Genetic approaches to studying mouse models of human seizure disorders.

In conclusion, we have discussed a reverse genetics approach to studying seizure disorders in mice (Fig. 1), employing a targeted mutagenesis method to exploit the genetic defects identified in human epilepsy families. After detailed characterization of the nature of the human mutation and the mouse counterpart gene, a targeting vector containing the human disease allele is created. The endogenous mouse gene is replaced by the human disease allele through homologous recombination in ES cells, leading to the generation of chimeric animals. Mice carrying one copy or both copies of the human mutation can be bred to study the phenotypic effect of heterozygous and homozygous mutations. At this stage, one may want to split the newly created mice into two groups. One group will go through seizure phenotyping tests, while the other group will be used to generate disease allele-carrying mice on a different genetic background. Phenotypic characterization of mice on different inbred strains includes behavioral monitoring and EEG analysis looking for the occurrence of spontaneous seizures, as well as routine cage examination looking for handling-provoked seizure and ECT- and PTZ- induced seizure paradigms looking for sensitivity to these stimuli. A complete evaluation of the seizure phenotype at the whole-animal level establishes the relevance of the mouse model to the human condition.

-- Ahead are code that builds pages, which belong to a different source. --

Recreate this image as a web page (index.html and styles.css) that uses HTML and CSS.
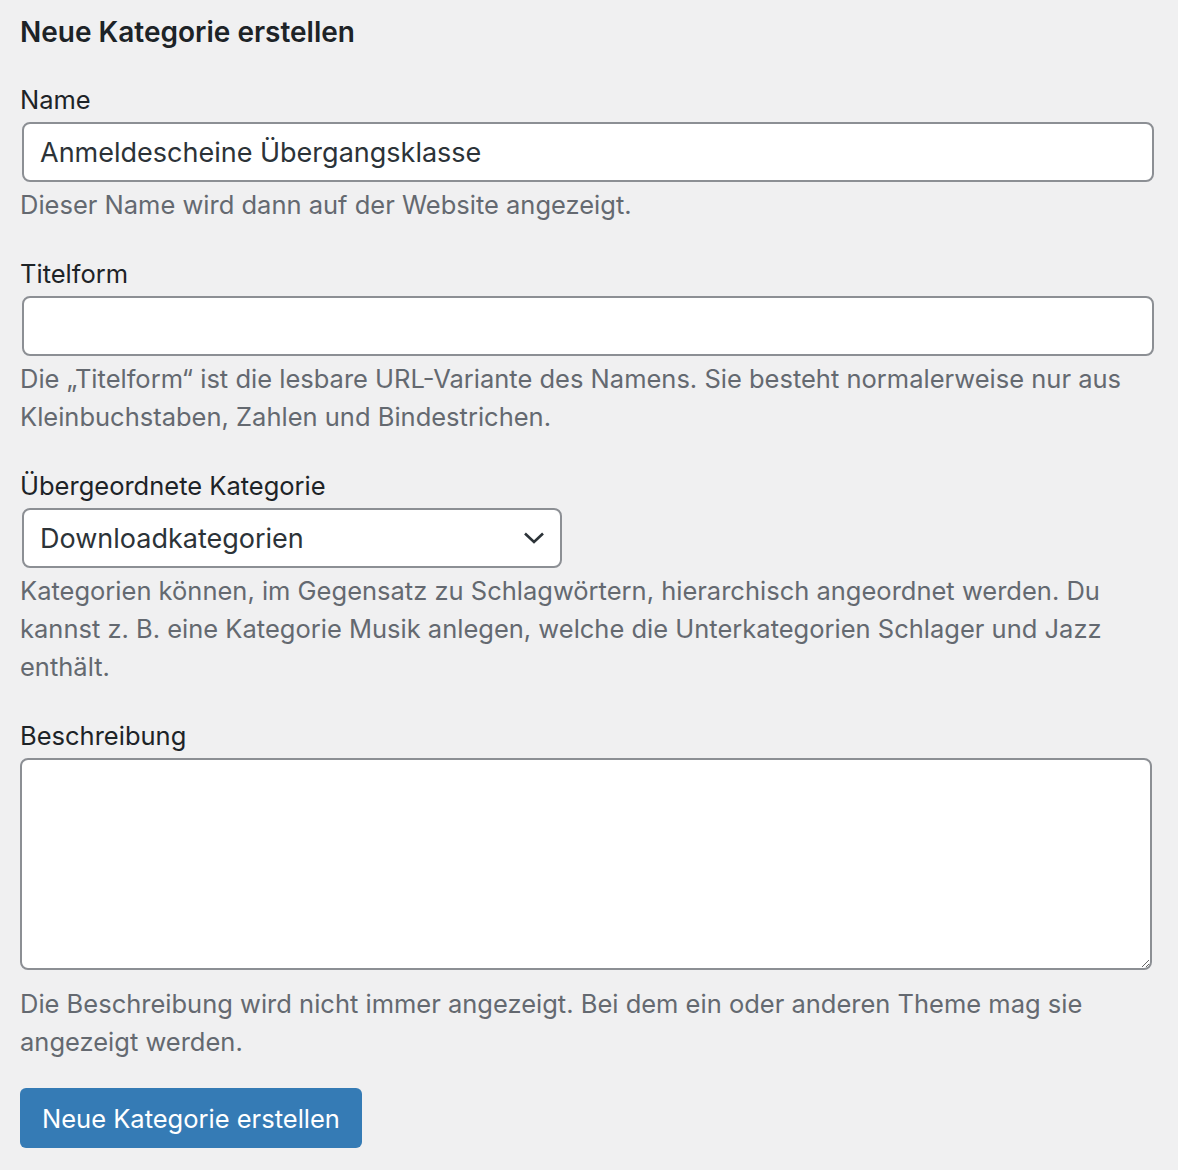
FILE: index.html
```html
<!DOCTYPE html>
<html lang="de">
<head>
<meta charset="utf-8">
<title>Neue Kategorie erstellen</title>
<link rel="stylesheet" href="styles.css">
</head>
<body>
<form class="form-wrap">
  <h2 class="title">Neue Kategorie erstellen</h2>

  <div class="field">
    <label class="label" for="tag-name">Name</label>
    <input class="text-input" id="tag-name" type="text" value="Anmeldescheine Übergangsklasse">
    <p class="desc">Dieser Name wird dann auf der Website angezeigt.</p>
  </div>

  <div class="field">
    <label class="label" for="tag-slug">Titelform</label>
    <input class="text-input" id="tag-slug" type="text" value="">
    <p class="desc">Die „Titelform“ ist die lesbare URL-Variante des Namens. Sie besteht normalerweise nur aus Kleinbuchstaben, Zahlen und Bindestrichen.</p>
  </div>

  <div class="field">
    <label class="label" for="parent">Übergeordnete Kategorie</label>
    <div class="select">
      <span class="select-value">Downloadkategorien</span>
      <svg class="chevron" width="24" height="24" viewBox="0 0 24 24"><path d="M3 7.5 L12 16 L21 7.5" fill="none" stroke="#2c3338" stroke-width="2.6"/></svg>
    </div>
    <p class="desc">Kategorien können, im Gegensatz zu Schlagwörtern, hierarchisch angeordnet werden. Du kannst z. B. eine Kategorie Musik anlegen, welche die Unterkategorien Schlager und Jazz enthält.</p>
  </div>

  <div class="field">
    <label class="label" for="tag-description">Beschreibung</label>
    <textarea class="textarea" id="tag-description"></textarea>
    <p class="desc desc-after-area">Die Beschreibung wird nicht immer angezeigt. Bei dem ein oder anderen Theme mag sie angezeigt werden.</p>
  </div>

  <button class="button" type="button">Neue Kategorie erstellen</button>
</form>
</body>
</html>
```

FILE: styles.css
```css
html, body {
  margin: 0;
  padding: 0;
  background: #f0f0f1;
}

body {
  font-family: Inter, "Noto Sans", "Liberation Sans", sans-serif;
  color: #1d2327;
  width: 1178px;
  height: 1170px;
  overflow: hidden;
}

.form-wrap {
  padding: 0 20px;
  display: flex;
  flex-direction: column;
  align-items: flex-start;
}

.title {
  margin: 15px 0 0;
  font-size: 28px;
  line-height: 34px;
  font-weight: 600;
  color: #1d2327;
}

.field {
  width: 100%;
  display: flex;
  flex-direction: column;
  align-items: flex-start;
  margin-top: 32px;
}

.field:first-of-type {
  margin-top: 33px;
}

.label {
  font-size: 25.5px;
  line-height: 36px;
  margin-bottom: 4px;
  color: #1d2327;
}

.text-input {
  box-sizing: border-box;
  margin: 0 0 0 2px;
  width: 1132px;
  height: 60px;
  border: 2px solid #8c8f94;
  border-radius: 8px;
  background: #fff;
  padding: 0 16px;
  font-family: inherit;
  font-size: 27px;
  color: #2c3338;
  outline: none;
}

.select {
  box-sizing: border-box;
  margin-left: 2px;
  width: 540px;
  height: 60px;
  border: 2px solid #8c8f94;
  border-radius: 8px;
  background: #fff;
  padding: 0 14px 0 16px;
  display: flex;
  align-items: center;
  justify-content: space-between;
  font-size: 27px;
  color: #2c3338;
}

.chevron {
  display: block;
}

.textarea {
  box-sizing: border-box;
  display: block;
  width: 1132px;
  height: 212px;
  margin: 0;
  border: 2px solid #8c8f94;
  border-radius: 8px;
  background: #fff;
  resize: vertical;
  font-family: inherit;
  font-size: 26px;
  outline: none;
}

.desc {
  margin: 4px 0 0;
  font-size: 25.5px;
  line-height: 38px;
  color: #646970;
}

.desc-after-area {
  margin-top: 15px;
}

.button {
  margin-top: 27px;
  height: 60px;
  padding: 0 22px;
  border: none;
  border-radius: 6px;
  background: #357bb5;
  color: #fff;
  font-family: inherit;
  font-size: 25.5px;
  cursor: pointer;
}
```
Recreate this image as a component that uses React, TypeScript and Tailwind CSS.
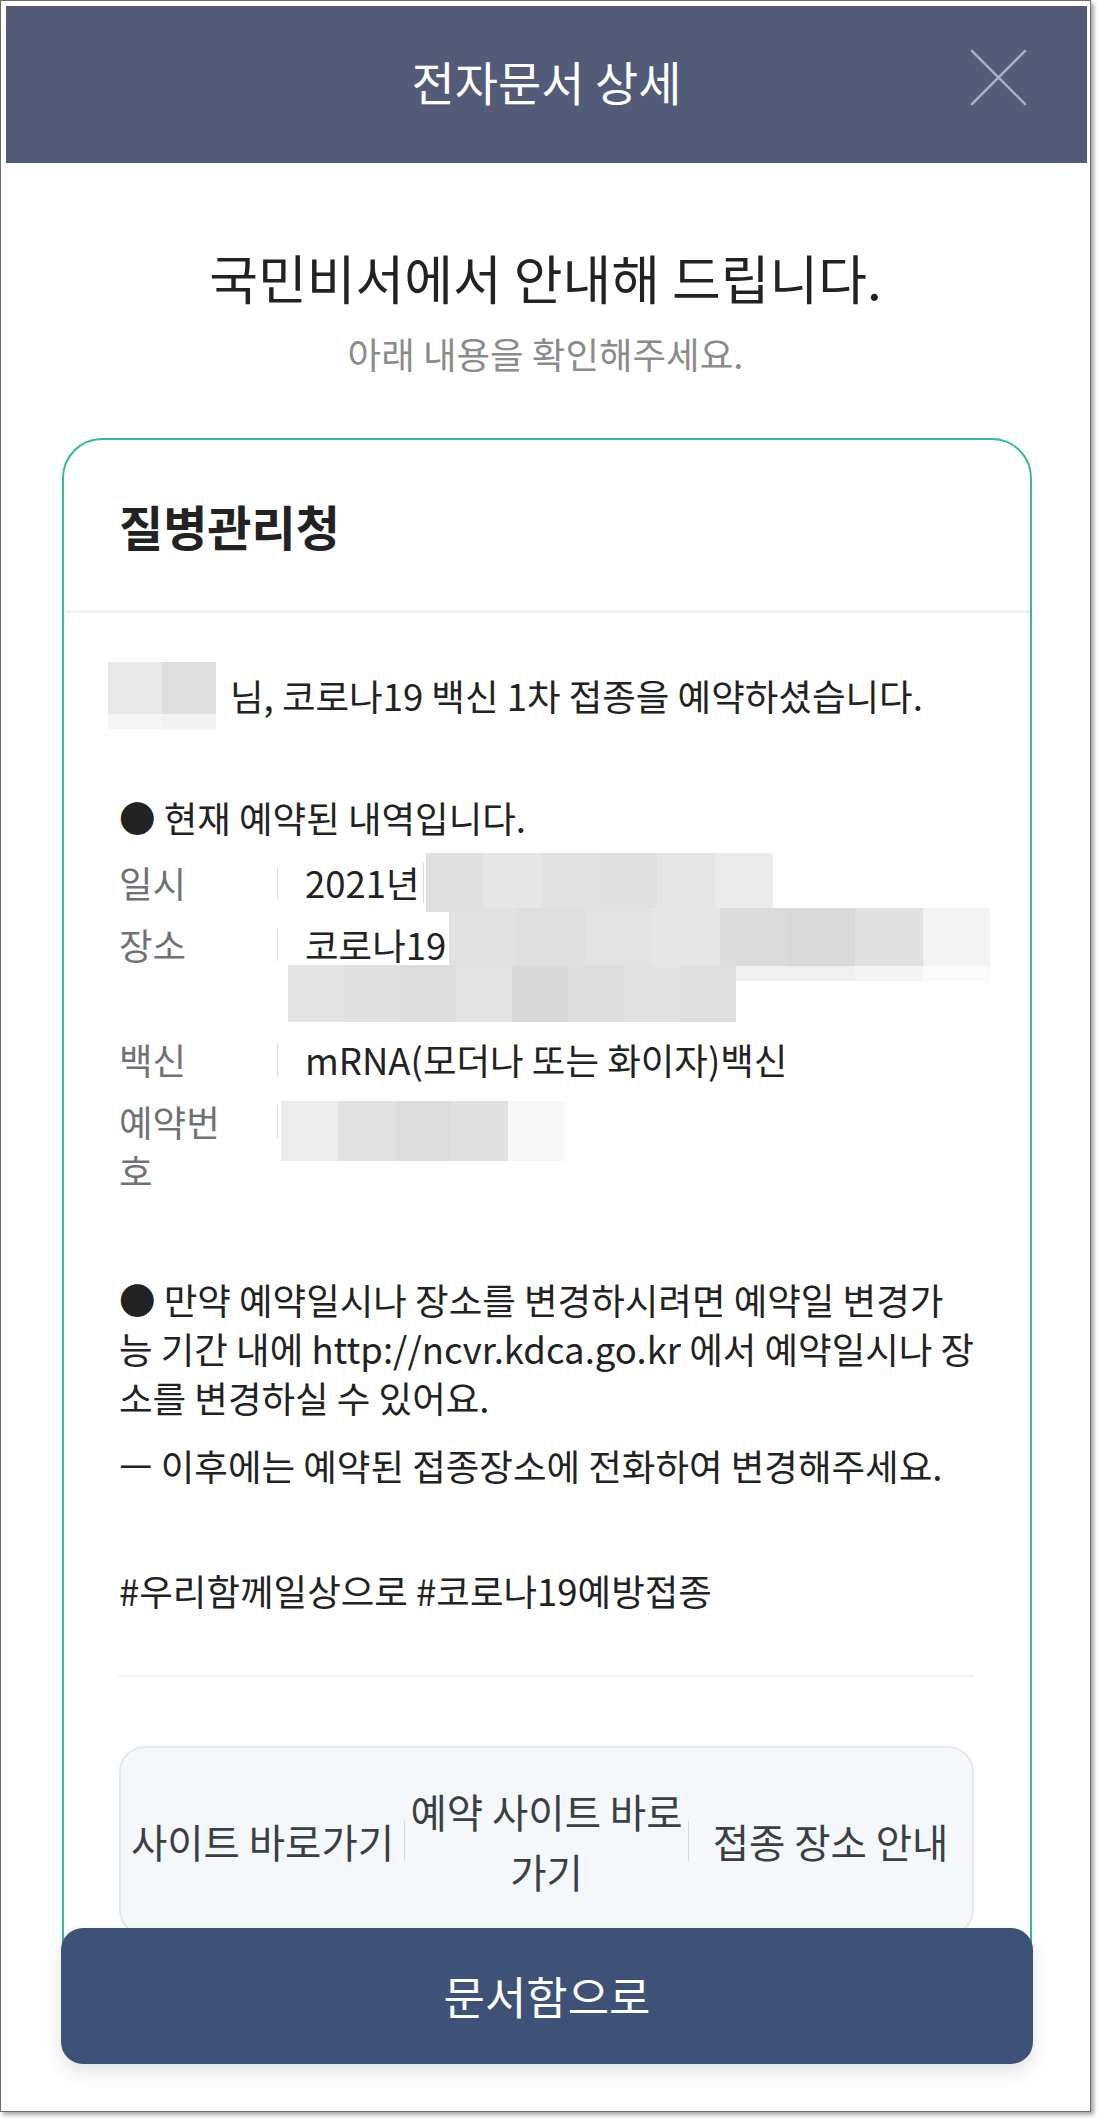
import type { ReactNode } from "react";

const font = "font-['Noto_Sans_CJK_KR','Noto_Sans',sans-serif]";

type MosaicRow = { h: string; cells: string[] };

function Mosaic({ className, rows }: { className: string; rows: MosaicRow[] }) {
  return (
    <span className={`flex shrink-0 flex-col ${className}`}>
      {rows.map((row, i) => (
        <span key={i} className={`flex ${row.h}`}>
          {row.cells.map((c, j) => (
            <span key={j} className={`flex-1 ${c}`} />
          ))}
        </span>
      ))}
    </span>
  );
}

function Row({ label, children }: { label: string; children: ReactNode }) {
  return (
    <div className="flex">
      <div className="w-[118px] shrink-0 text-[#6e7276]">{label}</div>
      <div className="ml-[40px] mt-[9px] h-[32px] w-px shrink-0 bg-[#dddddd]" />
      <div className="ml-[27px] min-w-0 flex-1">{children}</div>
    </div>
  );
}

function CloseIcon() {
  return (
    <svg width="57" height="57" viewBox="0 0 57 57" fill="none">
      <path d="M2 2L55 55M55 2L2 55" stroke="#a9adc1" strokeWidth="2.5" strokeLinecap="round" />
    </svg>
  );
}

export default function App() {
  return (
    <div className={`h-[2118px] w-[1098px] bg-white ${font}`}>
      <div className="relative flex h-[2112px] w-[1091px] flex-col overflow-hidden border border-[#6e6e6e] bg-white pl-[5px] pr-[3px] pt-[5px] shadow-[3px_3px_4px_rgba(0,0,0,0.35)]">
        {/* header */}
        <div className="relative flex h-[157px] shrink-0 items-center justify-center bg-[#525b78] pb-[7px]">
          <div className="text-[47px] leading-[56px] text-white">전자문서 상세</div>
          <div className="absolute right-[60px] top-[43px]">
            <CloseIcon />
          </div>
        </div>

        {/* body */}
        <div className="-ml-[5px] -mr-[3px] min-h-0 flex-1 overflow-hidden">
          <div className="text-center">
            <div className="mt-[84px] text-[53px] leading-[60px] text-[#222222]">국민비서에서 안내해 드립니다.</div>
            <div className="mt-[25px] text-[36.5px] leading-[44px] text-[#8b8b8b]">아래 내용을 확인해주세요.</div>
          </div>

          <div className="ml-[61px] mt-[62px] w-[970px] rounded-[40px] border-2 border-[#33b99d] bg-white">
            <div className="flex h-[170px] items-center pl-[55px] text-[48px] font-bold text-[#222222]">질병관리청</div>
            <div className="h-[3px] bg-[#f0f1f2]" />

            <div className="pb-[120px] pl-[55px] pr-[56px] pt-[49px] text-[36.5px] leading-[49px] text-[#222222]">
              <div className="flex items-center">
                <Mosaic
                  className="-ml-[11px] h-[67px] w-[108px]"
                  rows={[
                    { h: "h-[52px]", cells: ["bg-[#e8e8e8]", "bg-[#dedede]"] },
                    { h: "flex-1", cells: ["bg-[#f5f5f5]", "bg-[#f2f2f2]"] },
                  ]}
                />
                <span className="ml-[14px] whitespace-nowrap">님, 코로나19 백신 1차 접종을 예약하셨습니다.</span>
              </div>

              <div className="mt-[64px]">● 현재 예약된 내역입니다.</div>

              <div className="mt-[16px] flex flex-col gap-[13px]">
                <Row label="일시">
                  <div className="flex h-[49px] items-center whitespace-nowrap">
                    2021년
                    <span className="ml-[3px] h-[40px] w-px bg-[#dcdcdc]" />
                    <Mosaic
                      className="ml-[2px] h-[59px] w-[347px]"
                      rows={[
                        {
                          h: "flex-1",
                          cells: ["bg-[#e0e0e0]", "bg-[#e6e6e6]", "bg-[#e2e2e2]", "bg-[#dfdfdf]", "bg-[#e5e5e5]", "bg-[#ebebeb]"],
                        },
                      ]}
                    />
                  </div>
                </Row>
                <Row label="장소">
                  <div className="flex h-[49px] items-center whitespace-nowrap">
                    코로나19
                    <Mosaic
                      className="ml-[3px] h-[73px] w-[541px]"
                      rows={[
                        {
                          h: "h-[58px]",
                          cells: [
                            "bg-[#e1e1e1]",
                            "bg-[#dedede]",
                            "bg-[#e3e3e3]",
                            "bg-[#e6e6e6]",
                            "bg-[#dbdbdb]",
                            "bg-[#d9d9d9]",
                            "bg-[#e0e0e0]",
                            "bg-[#f3f3f3]",
                          ],
                        },
                        {
                          h: "flex-1",
                          cells: [
                            "bg-[#e2e2e2]",
                            "bg-[#e4e4e4]",
                            "bg-[#e1e1e1]",
                            "bg-[#ebebeb]",
                            "bg-[#f0f0f0]",
                            "bg-[#efefef]",
                            "bg-[#f4f4f4]",
                            "bg-[#fafafa]",
                          ],
                        },
                      ]}
                    />
                  </div>
                  <Mosaic
                    className="-ml-[17px] -mt-[4px] h-[57px] w-[448px]"
                    rows={[
                      {
                        h: "flex-1",
                        cells: [
                          "bg-[#e3e3e3]",
                          "bg-[#e0e0e0]",
                          "bg-[#dcdcdc]",
                          "bg-[#e4e4e4]",
                          "bg-[#d8d8d8]",
                          "bg-[#dddddd]",
                          "bg-[#e2e2e2]",
                          "bg-[#dfdfdf]",
                        ],
                      },
                    ]}
                  />
                </Row>
                <Row label="백신">
                  <div className="whitespace-nowrap">mRNA(모더나 또는 화이자)백신</div>
                </Row>
                <Row label="예약번호">
                  <Mosaic
                    className="-ml-[24px] mt-[4px] h-[60px] w-[284px]"
                    rows={[
                      {
                        h: "flex-1",
                        cells: ["bg-[#ececec]", "bg-[#e1e1e1]", "bg-[#dcdcdc]", "bg-[#e0e0e0]", "bg-[#f7f7f7]"],
                      },
                    ]}
                  />
                </Row>
              </div>

              <div className="mt-[80px] whitespace-nowrap">
                ● 만약 예약일시나 장소를 변경하시려면 예약일 변경가
                <br />능 기간 내에 http://ncvr.kdca.go.kr 에서 예약일시나 장
                <br />소를 변경하실 수 있어요.
              </div>
              <div className="mt-[19px] whitespace-nowrap">ㅡ 이후에는 예약된 접종장소에 전화하여 변경해주세요.</div>

              <div className="mt-[76px] whitespace-nowrap">#우리함께일상으로 #코로나19예방접종</div>

              <div className="mt-[60px] h-[2px] bg-[#eef0f2]" />

              <div className="mt-[69px] flex h-[190px] items-center rounded-[26px] border-2 border-[#e3e8ec] bg-[#f4f8fb] text-center text-[39.5px] leading-[60px] text-[#3a3f45]">
                <div className="flex-1 whitespace-nowrap">사이트 바로가기</div>
                <div className="h-[40px] w-px bg-[#d5d9dd]" />
                <div className="flex-1">예약 사이트 바로 가기</div>
                <div className="h-[40px] w-px bg-[#d5d9dd]" />
                <div className="flex-1 whitespace-nowrap">접종 장소 안내</div>
              </div>
            </div>
          </div>
        </div>

        {/* fixed bottom button */}
        <div className="absolute bottom-0 left-0 right-0 bg-[linear-gradient(to_bottom,transparent_50%,white_50%)] pb-[47px]">
          <button
            type="button"
            className="ml-[60px] flex h-[136px] w-[972px] items-center justify-center rounded-[22px] bg-[#3e5177] text-[45px] text-white shadow-[0_8px_18px_rgba(0,0,0,0.12)]"
          >
            문서함으로
          </button>
        </div>
      </div>
    </div>
  );
}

Further investigation including imaging, electrophysiology and AED response in these mouse models will shed light on the mechanistic basis of the convulsive disorder. Current epilepsy research in mouse genetics offers promise for understanding the molecular mechanisms that underlie epileptogenesis in humans. A large-scale forward genetic effort to create novel mouse mutants with seizure phenotypes by in vivo chemical mutagenesis with ethyl-nitroso urea (ENU) is underway at the Jackson Laboratory (http://www.jax.org/nmf/). Genetic mapping and isolation of the affected genes in these seizure-prone models will provide additional molecular pathways involved in seizures. The mutant mice generated through both forward and reverse genetic approaches will be a valuable resource for the biomedical community to study epilepsy at the molecular level and to characterize the pathological consequences of seizures in the whole organism.